To achieve that, 450,000 yards of sand will be moved from the east side of the property to the west side.
Brandon 90 Plaza LLC will also own and maintain the roads, which will be 39-feet wide.
“This is going to be something that anybody driving by on the interstate is going to go, ‘Wow, what is that?’” he said.
Viereck said former investors had the 50-acre parcel under contract the last two years and two weeks ago it was purchased by Brandon 90 Plaza LLC. 
The new investor group, he said, brings a strong financial backing to the project.

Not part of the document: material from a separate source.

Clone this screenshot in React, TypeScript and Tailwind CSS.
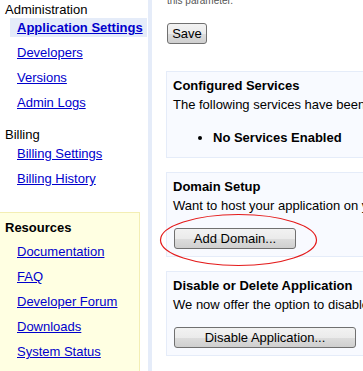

“They’re willing to build anybody’s building in there and lease it to them,” he said. “If they can pay the rent, they can get in there with no money down with an option to buy down the road.”
The development group is optimistic that businesses in the Brandon 90 Plaza will capitalize off the daily traffic that passes by Brandon on Interstate 90 and Splitrock Boulevard/Highway 11. A South Dakota Department of Transportation traffic study shows that 25,200 vehicles travel west and 17,400 vehicles head east on a daily basis. Splitrock Boulevard sees an average of 13,300 vehicles per day and projects it will realize 23,500 vehicles per day by 2045.
“It’s going to happen. The money is there and we’re here to help whoever wants to get in there one way or another,” Viereck said.
About the same time construction gets underway on the Brandon 90 Plaza, work will begin on the 406 Exit and bridge. Viereck said traffic will be better controlled with the new diverging diamond interchange and addition of a traffic light at the development’s entrance. 
Viereck is no stranger to large-scale developments. He was involved with two separate developments in Sioux Falls, the first at 26th and Marion, and the other two at 69th and Minnesota and 57th and Cliff. The latter two developments were buffered by offices.
“The people that live there loved it enough that they came to City Hall to fight for our zoning, because offices are open 8 to 5, no weekends and no nights,” he said.